In recent years, there has also been increased use of sensorless BLDC motor control. In this topology, the back EMF of the motor drive coils is sensed by the controller, and can be used to infer rotor position. When combined with techniques such as field-oriented control (sometimes called "vector control"), this approach can work well enough, especially in applications that do not need the highest accuracy, such as appliance or car window motors. However, without a discrete sensor to provide rotor information, the sensorless approach does not work well at low speeds, where there is little or no back EMF. That approach also requires a more powerful processor since the calculations of the inferred feedback can be complex and must be executed in real time. On the other hand, it saves the cost of the encoder, which may be substantial compared to the cost of a more powerful processor.
An important variation of the sensorless BLDC motor is the stepper motor. Steppers are used when precise positioning is the main requirement, more than velocity or mechanical power; they are usually relatively small and used for tasks such as moving print heads or advancing sheets of paper. The stepper is a BLDC design, but with many electromagnetic poles around the rotor, which itself has a toothed arrangement of permanent magnets.
By having the microcontroller sequentially energize the appropriate poles, the core can be directed to step quickly and crisply, without overshoot, to a desired angular position; no mechanical brake is needed. A stepper motor usually has angular resolution of about 1° depending on design, but there are ways to direct it to "microstep" and achieve even finer angular resolution without adding more poles. The stepper can be controlled via the electromagnetics to actively maintain the desired position as well, despite external forces, up to specified force limit. Stepper motors have lightweight rotors so that they can accelerate and move quickly, and also not have momentum from their mass that will carry them past the desired stopping point.
Controlling the BLDC coils
There are three distinct elements in the path to controlling the current flow to the BLDC coils: the microcontroller that develops the PWM signal for the motor control, the gate drivers for the power switches, and the switches themselves, which are almost always MOSFETs. For very small motors, it is possible to get a microcontroller with built-in gate drivers and even some with integral MOSFETs. In most cases, however, the BLDC motor requires external discrete drivers and MOSFETs.
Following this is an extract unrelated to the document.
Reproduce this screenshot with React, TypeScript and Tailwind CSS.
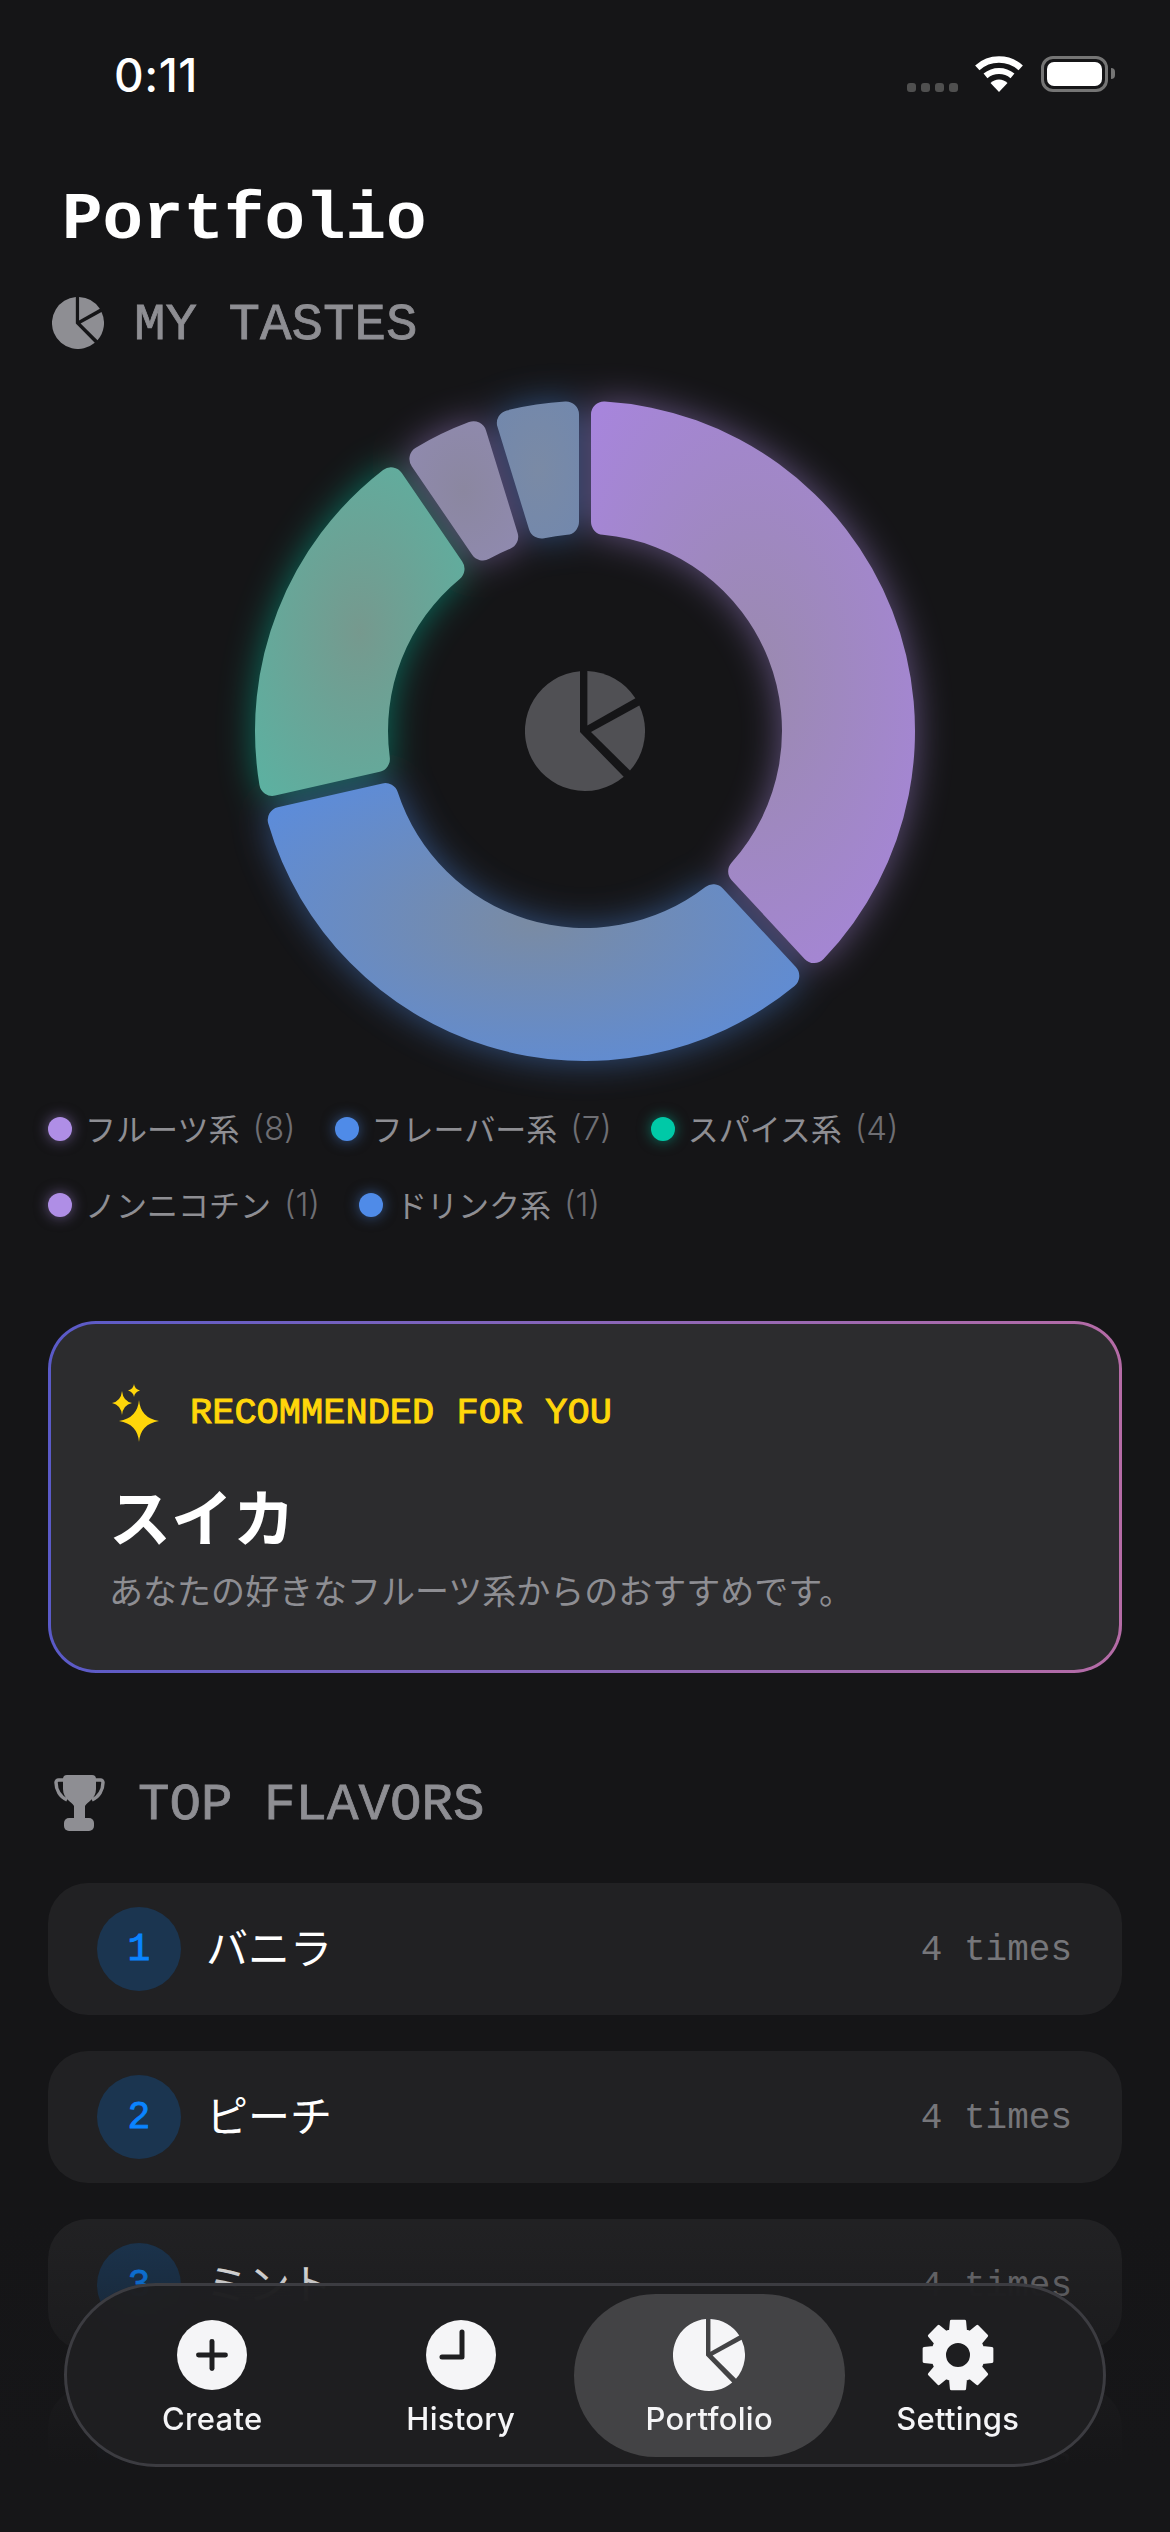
import { LuPlus } from "react-icons/lu";

const segments = [
  { value: 8, glow: "#af8ee6", center: "#9a8aae", edge: "#a785dc" },
  { value: 7, glow: "#4f8be8", center: "#7a8ba3", edge: "#5a8cde" },
  { value: 4, glow: "#00c9a7", center: "#76998e", edge: "#5cb1a1" },
  { value: 1, glow: "#af8ee6", center: "#8b87a0", edge: "#908ab0" },
  { value: 1, glow: "#4f8be8", center: "#7a8aa5", edge: "#7288ad" },
];

const legend = [
  { name: "フルーツ系", count: 8, dot: "bg-[#af8ee6] shadow-[0_0_14px_#af8ee688]" },
  { name: "フレーバー系", count: 7, dot: "bg-[#4f8be8] shadow-[0_0_14px_#4f8be888]" },
  { name: "スパイス系", count: 4, dot: "bg-[#00c9a7] shadow-[0_0_14px_#00c9a788]" },
  { name: "ノンニコチン", count: 1, dot: "bg-[#af8ee6] shadow-[0_0_14px_#af8ee688]" },
  { name: "ドリンク系", count: 1, dot: "bg-[#4f8be8] shadow-[0_0_14px_#4f8be888]" },
];

const flavors = [
  { rank: 1, name: "バニラ", times: 4 },
  { rank: 2, name: "ピーチ", times: 4 },
  { rank: 3, name: "ミント", times: 4 },
  { rank: 4, name: "コーヒー", times: 3 },
];

const CX = 380;
const CY = 370;
const OUTER = 330;
const INNER = 197;
const GAP = 6;
const CORNER = 13;

// point at distance `along` on the radial line of `angle`, shifted sideways by `side`
function pt(angle: number, along: number, side: number) {
  const ux = Math.sin(angle);
  const uy = -Math.cos(angle);
  const x = CX + ux * along - uy * side;
  const y = CY + uy * along + ux * side;
  return `${x.toFixed(2)} ${y.toFixed(2)}`;
}

function sectorPath(a0: number, a1: number) {
  const c = CORNER;
  const off = c + GAP;
  const dOut = Math.asin(off / (OUTER - c));
  const dIn = Math.asin(off / (INNER + c));
  const lenOut = Math.sqrt((OUTER - c) ** 2 - off ** 2);
  const lenIn = Math.sqrt((INNER + c) ** 2 - off ** 2);
  const large = a1 - a0 - 2 * dOut > Math.PI ? 1 : 0;
  return [
    `M${pt(a0, lenIn, GAP)}`,
    `L${pt(a0, lenOut, GAP)}`,
    `A${c} ${c} 0 0 1 ${pt(a0 + dOut, OUTER, 0)}`,
    `A${OUTER} ${OUTER} 0 ${large} 1 ${pt(a1 - dOut, OUTER, 0)}`,
    `A${c} ${c} 0 0 1 ${pt(a1, lenOut, -GAP)}`,
    `L${pt(a1, lenIn, -GAP)}`,
    `A${c} ${c} 0 0 1 ${pt(a1 - dIn, INNER, 0)}`,
    `A${INNER} ${INNER} 0 ${large} 0 ${pt(a0 + dIn, INNER, 0)}`,
    `A${c} ${c} 0 0 1 ${pt(a0, lenIn, GAP)}`,
    "Z",
  ].join(" ");
}

function gearPath() {
  const parts: string[] = [];
  for (let k = 0; k < 8; k++) {
    const a = (k * Math.PI) / 4;
    const p = (deg: number, r: number) => {
      const t = a + (deg * Math.PI) / 180;
      return `${(36 + Math.sin(t) * r).toFixed(2)} ${(36 - Math.cos(t) * r).toFixed(2)}`;
    };
    parts.push(`${k === 0 ? "M" : "L"}${p(-17, 25.5)}`, `L${p(-11, 34.5)}`, `L${p(11, 34.5)}`, `L${p(17, 25.5)}`);
  }
  return parts.join(" ") + " Z M36 22.5 A13.5 13.5 0 1 0 36 49.5 A13.5 13.5 0 1 0 36 22.5 Z";
}

function PieIcon({ className }: { className: string }) {
  return (
    <svg viewBox="0 0 120 120" className={className} fill="currentColor">
      <path d="M55 .2V61L98.7 105.8A60 60 0 1 1 55 .2Z" />
      <path d="M62.4 0V54.5L110.4 27.3A60 60 0 0 0 62.4 0Z" />
      <path d="M66 61L114.3 34.4A60 60 0 0 1 105 99.6Z" />
    </svg>
  );
}

function Donut() {
  const total = segments.reduce((s, x) => s + x.value, 0);
  let acc = 0;
  const arcs = segments.map((s, i) => {
    const a0 = (acc / total) * Math.PI * 2;
    acc += s.value;
    const a1 = (acc / total) * Math.PI * 2;
    return { ...s, i, d: sectorPath(a0, a1) };
  });
  return (
    <div className="relative mx-auto mt-[8px] h-[740px] w-[760px]">
      <svg viewBox="0 0 760 740" className="h-[740px] w-[760px] overflow-visible">
        <defs>
          <filter id="glow" filterUnits="userSpaceOnUse" x="-60" y="-80" width="880" height="900">
            <feGaussianBlur stdDeviation="18" />
          </filter>
          {arcs.map((a) => (
            <radialGradient key={a.i} id={`seg${a.i}`} cx="0.5" cy="0.5" r="0.68">
              <stop offset="0" stopColor={a.center} />
              <stop offset="1" stopColor={a.edge} />
            </radialGradient>
          ))}
        </defs>
        <g filter="url(#glow)" opacity="0.5">
          {arcs.map((a) => (
            <path key={a.i} d={a.d} fill={a.glow} />
          ))}
        </g>
        {arcs.map((a) => (
          <path key={a.i} d={a.d} fill={`url(#seg${a.i})`} />
        ))}
      </svg>
      <div className="absolute inset-0 flex items-center justify-center">
        <PieIcon className="h-[120px] w-[120px] text-[#505054]" />
      </div>
    </div>
  );
}

function StatusBar() {
  return (
    <div className="flex h-[110px] items-start justify-between pl-[114px] pr-[55px] pt-[47px]">
      <span className="font-['Inter',sans-serif] text-[46px] font-medium leading-[56px] tracking-[0.5px] text-white">0:11</span>
      <div className="mt-[8px] flex h-[37px] items-center">
        <div className="flex gap-[5px] self-end">
          <div className="h-[9px] w-[9px] rounded-[3px] bg-[#4f4f4f]" />
          <div className="h-[9px] w-[9px] rounded-[3px] bg-[#4f4f4f]" />
          <div className="h-[9px] w-[9px] rounded-[3px] bg-[#4f4f4f]" />
          <div className="h-[9px] w-[9px] rounded-[3px] bg-[#4f4f4f]" />
        </div>
        <svg viewBox="0 0 48 36" className="ml-[17px] h-[36px] w-[48px]" fill="none" stroke="#fff">
          <path d="M24 36L15.5 27A12 12 0 0 1 32.5 27Z" fill="#fff" stroke="none" />
          <path d="M10.5 19.9A21 21 0 0 1 37.5 19.9" strokeWidth="6" />
          <path d="M2.3 11.85A32.5 32.5 0 0 1 45.7 11.85" strokeWidth="6.5" />
        </svg>
        <div className="ml-[18px] flex items-center">
          <div className="h-[36px] w-[67px] rounded-[12px] border-[3px] border-[#757575] p-[3px]">
            <div className="h-full w-full rounded-[7px] bg-white" />
          </div>
          <div className="ml-[3px] h-[11px] w-[4px] rounded-r-full bg-[#757575]" />
        </div>
      </div>
    </div>
  );
}

function Sparkles() {
  return (
    <svg viewBox="0 0 48 58" className="h-[58px] w-[48px] shrink-0" fill="#ffd60a">
      <path d="M27 16Q28.5 34 47 37Q28.5 40 27 58Q25.5 40 7 37Q25.5 34 27 16Z" />
      <path d="M10 7Q11 17 20 19Q11 21 10 31Q9 21 0 19Q9 17 10 7Z" />
      <path d="M22 0Q22.6 5 28 6.5Q22.6 8 22 13Q21.4 8 16 6.5Q21.4 5 22 0Z" />
    </svg>
  );
}

function Trophy() {
  return (
    <svg viewBox="0 0 51 56" className="h-[56px] w-[51px] shrink-0" fill="#8e8e93">
      <path d="M13 0H38a4 4 0 0 1 4 4V14C42 24 33 27 31 31V45H20V31C18 27 9 24 9 14V4a4 4 0 0 1 4-4Z" />
      <rect x="10" y="43" width="30" height="13" rx="5" />
      <path d="M10 5H4.5a2.5 2.5 0 0 0-2.5 2.5C2 15 6 22 13 25" fill="none" stroke="#8e8e93" strokeWidth="3.5" />
      <path d="M41 5H46.5a2.5 2.5 0 0 1 2.5 2.5C49 15 45 22 38 25" fill="none" stroke="#8e8e93" strokeWidth="3.5" />
    </svg>
  );
}

function NavItem({ label, active, children }: { label: string; active?: boolean; children: React.ReactNode }) {
  return (
    <div className="relative flex h-[163px] flex-1 flex-col items-center pt-[26px]">
      {active && <div className="absolute -inset-x-[11px] inset-y-0 rounded-[82px] bg-[#434345]" />}
      <div className="relative flex h-[70px] items-center justify-center">{children}</div>
      <span className="relative mt-[11px] font-['Inter',sans-serif] text-[31px] font-medium leading-[36px] tracking-[0.3px] text-[#f5f5f7]">{label}</span>
    </div>
  );
}

function BottomNav() {
  return (
    <div className="absolute left-[64px] top-[2283px] h-[184px] w-[1042px] rounded-[92px] border-[3px] border-[#3c3c41] bg-[#1f1f21]/95 px-[21px] py-[8px] backdrop-blur-xl">
      <div className="flex">
        <NavItem label="Create">
          <div className="flex h-[70px] w-[70px] items-center justify-center rounded-full bg-[#f5f5f7] text-[#1f1f21]">
            <LuPlus size={46} strokeWidth={2.6} />
          </div>
        </NavItem>
        <NavItem label="History">
          <svg viewBox="0 0 70 70" className="h-[70px] w-[70px]">
            <circle cx="35" cy="35" r="35" fill="#f5f5f7" />
            <path d="M36 12V37H16" fill="none" stroke="#1f1f21" strokeWidth="5" strokeLinecap="round" strokeLinejoin="round" />
          </svg>
        </NavItem>
        <NavItem label="Portfolio" active>
          <PieIcon className="h-[72px] w-[72px] text-[#f5f5f7]" />
        </NavItem>
        <NavItem label="Settings">
          <svg viewBox="0 0 72 72" className="h-[72px] w-[72px]">
            <path d={gearPath()} fill="#f5f5f7" fillRule="evenodd" stroke="#f5f5f7" strokeWidth="3" strokeLinejoin="round" />
          </svg>
        </NavItem>
      </div>
    </div>
  );
}

export default function App() {
  return (
    <div className="relative h-[2532px] w-[1170px] overflow-hidden bg-[#151517]">
      <StatusBar />

      <h1 className="mt-[70px] pl-[62px] font-['Liberation_Mono',monospace] text-[67.5px] font-bold leading-[80px] text-white">Portfolio</h1>

      {/* My tastes */}
      <div className="mt-[33px] flex h-[60px] items-center gap-[30px] pl-[52px]">
        <PieIcon className="h-[52px] w-[52px] shrink-0 text-[#8e8e93]" />
        <span className="mt-[4px] font-['Liberation_Mono',monospace] text-[52.5px] leading-[60px] text-[#8e8e93] [-webkit-text-stroke:0.8px_#8e8e93]">MY TASTES</span>
      </div>

      <Donut />

      {/* Legend */}
      <div className="mt-[8px] flex flex-wrap gap-x-[39px] gap-y-[36px] px-[48px]">
        {legend.map((l) => (
          <div key={l.name} className="flex h-[40px] items-center">
            <div className={`h-[24px] w-[24px] rounded-full ${l.dot}`} />
            <span className="mb-[2px] ml-[13px] font-['Noto_Sans_CJK_JP',sans-serif] text-[31px] leading-[40px] text-[#8e8e93]">{l.name}</span>
            <span className="mb-[2px] ml-[13px] font-['Inter',sans-serif] text-[33px] font-light leading-[40px] text-[#6e6e73]">({l.count})</span>
          </div>
        ))}
      </div>

      {/* Recommendation */}
      <div className="mx-[48px] mt-[96px] h-[352px] rounded-[48px] bg-gradient-to-r from-[#5a5ac8] to-[#b56ba6] p-[3px]">
        <div className="h-full rounded-[45px] bg-[#2c2c2e] px-[61px] pt-[60px]">
          <div className="flex h-[58px] items-center gap-[30px]">
            <Sparkles />
            <span className="font-['Liberation_Mono',monospace] text-[37px] leading-[58px] text-[#ffd60a] [-webkit-text-stroke:1px_#ffd60a]">RECOMMENDED FOR YOU</span>
          </div>
          <div className="-ml-[3px] mt-[38px] font-['Noto_Sans_CJK_JP',sans-serif] text-[62px] font-bold leading-[70px] text-white">スイカ</div>
          <div className="-ml-[3px] mt-[18px] font-['Noto_Sans_CJK_JP',sans-serif] text-[34px] leading-[44px] text-[#8e8e93]">あなたの好きなフルーツ系からのおすすめです。</div>
        </div>
      </div>

      {/* Top flavors */}
      <div className="mt-[100px] flex h-[60px] items-center gap-[33px] pl-[54px]">
        <Trophy />
        <span className="mt-[4px] font-['Liberation_Mono',monospace] text-[52.5px] leading-[60px] text-[#8e8e93] [-webkit-text-stroke:0.8px_#8e8e93]">TOP FLAVORS</span>
      </div>

      <div className="mt-[50px] flex flex-col gap-[36px] px-[48px]">
        {flavors.map((f) => (
          <div key={f.rank} className="flex h-[132px] shrink-0 items-center rounded-[40px] bg-[#212123] pl-[49px] pr-[50px]">
            <div className="flex h-[84px] w-[84px] items-center justify-center rounded-full bg-[#1b3550] font-['Liberation_Mono',monospace] text-[38px] text-[#0a84ff] [-webkit-text-stroke:0.8px_#0a84ff]">{f.rank}</div>
            <span className="mb-[6px] ml-[25px] flex-1 font-['Noto_Sans_CJK_JP',sans-serif] text-[42px] leading-[50px] text-white">{f.name}</span>
            <span className="mt-[4px] font-['Liberation_Mono',monospace] text-[36px] leading-[50px] text-[#76767a]">{f.times} times</span>
          </div>
        ))}
      </div>

      {/* Bottom fade under the tab bar */}
      <div className="pointer-events-none absolute inset-x-0 bottom-0 h-[310px] bg-gradient-to-b from-transparent to-[#161618] to-[78%]" />

      <BottomNav />
    </div>
  );
}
The most common connection configuration for the MOSFETs is the H-bridge or full bridge (Fig. 1) used with a bipolar supply. By turning on the MOSFET pairs located across diagonal corners, using transistor pair 1 and 3 or pair 2 and 4, the coils are energized in one direction or the other, so the motor can be reversed. Note that in the conventional H-bridge, the motor itself is often not connected to ground, so the MOSFET drivers may need to be electrically isolated from the microcontroller, which is usually done with a pulse transformer or optocoupler.
Figure 1: The basic H-bridge uses an array of four switches to control current flow to a load, often from a bipolar supply; when transistors 1 and 3 are on, a motor coil is energized one way; with transistors 2 and 4 on, the coil polarity and thus direction of rotation is reversed.
The BLDC motor coils can be positioned in various mechanical arrangements to achieve different performance attributes. The selection of the appropriate MOSFET is a complicated subject, and is dependent on voltage rating, current rating, switching speed, efficiency, losses, and many other factors. The MOSFET driver must be appropriately matched to the MOSFET's size and characteristics.
Due to the high volume of BLDC motor applications, vendors offer many suitable and focused controller ICs. The PSoC 3 from Cypress Semiconductor is an example (Fig. 2). Note the complexity and sophistication of function blocks within the PSoC as controller, yet the cost for such ICs is low and the benefits of BLDC motors worth it. (Also note that since Cypress is focused on the PSoC, the H-bridge driver, the H-bridge itself, and the motor are shown without detail.)
Figure 2: The PSoC 3 microcontroller from Cypress Semiconductor is a good fit for sensorless BLDC motor control, as it contains all the functional blocks needed except for the MOSFET drivers and MOSFETs. (Source: Cypress)
For the interface between the microcontroller's PWM signals and the bridge's MOSFETs, an IC such as the MCP8024 3-phase BLDC Power Module from Microchip Technology (Fig. 3) can be used. Its internal complexity simplifies the interface task by handling the details that would otherwise require additional circuitry. This IC integrates many features: three 12 V/0.5 A half-bridge drivers for external high-side/low-side MOSFETs, a comparator, a voltage regulator to provide bias to a companion microcontroller, power-monitoring comparators, an overtemperature sensor, two level translators and three operational amplifiers for motor phase-current monitoring and position detection, among others. In addition, the drivers have shoot-through, overcurrent, under- and over-voltage lockout, and short-circuit protection, all essential features in a motor-driver applications. Despite this high level of functionality and features, it is compact, and available in 40-lead 5×5 mm QFN and 48-lead 7×7 mm TQFP style packages.
Figure 3: The MCP8204 3-phase BLDC Power Module from Microchip Technology provides a complete interface between the microcontroller and the BLDC motor's MOSFETS; in addition to the supporting the basic motor-drive features, it also incorporates critical monitoring and protection functions which would otherwise require considerable external discrete circuitry. (Source: Microchip Technology)
The BLDC motor is versatile, efficient, and highly controllable source of rotary motion from subwatt to kilowatt power ranges. Due to advances in MOSFETs, MOSFET drivers, processors, and high-energy magnets, it is often a superior alternative to the older brushed DC motor technology. Its technology is also the basis for the stepper motor, widely used for precise positioning at carefully defined angles.